Best options for simplicity:
| Jurisdiction | Best For | Approximate Setup Cost | Annual Maintenance |
| Wyoming LLC | US banking, Stripe/PayPal access | $500 | $300-500 |
| Estonia OÜ | European banking, fully digital | $400 | $300-400 |
| Dubai Freezone | Zero corporate tax, regional credibility | $8,000-15,000 | $5,000-8,000 |
| Hong Kong Ltd | Asian market access, low effective tax | $2,000-3,000 | $1,500-2,500 |
The Wyoming LLC advantage: Anonymous ownership, no state income tax, accepts non-US residents, and—critically—gets you access to US payment processors and banking. For most nomads selling digital products or services, this is the Swiss Army knife of corporate structures.
The Estonia advantage: Fully remote management, EU legitimacy, and 0% corporate tax on retained earnings. You only pay when you withdraw profits. For Europeans or those serving EU clients, this is often the optimal choice.

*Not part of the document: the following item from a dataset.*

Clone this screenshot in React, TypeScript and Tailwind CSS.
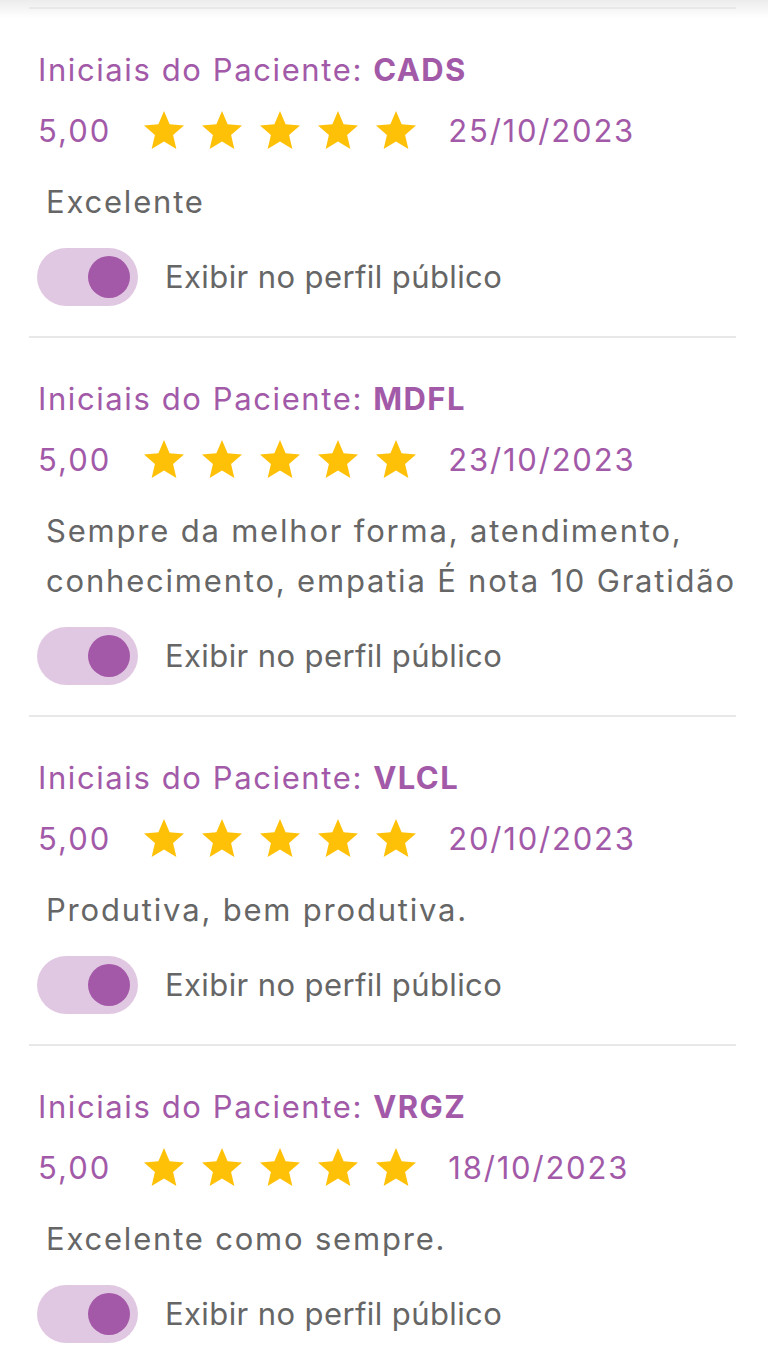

When Revenue Grows: The Two-Entity Play
Once you're consistently earning $100,000-500,000 annually, a two-layer structure starts making financial sense.
The concept is straightforward:
Layer 1 (Face): A credible entity for customer-facing operations, payment processing, and contracts. This is where revenue enters.
Layer 2 (Operations): A tax-efficient entity where profits accumulate. Money flows from Layer 1 to Layer 2 through legitimate business arrangements—management fees, licensing, or service agreements.
Practical example:
A digital marketing consultant earning $250,000/year might structure as:
- Wyoming LLC for client contracts, invoicing, and Stripe payments
- Dubai Freezone Company providing "management services" to the Wyoming entity
The Wyoming LLC pays the Dubai company $180,000/year for management, consulting, and operational support. The Wyoming entity shows $70,000 profit (taxed at US rates for any US-connected income), while $180,000 accumulates in Dubai at 0% corporate tax.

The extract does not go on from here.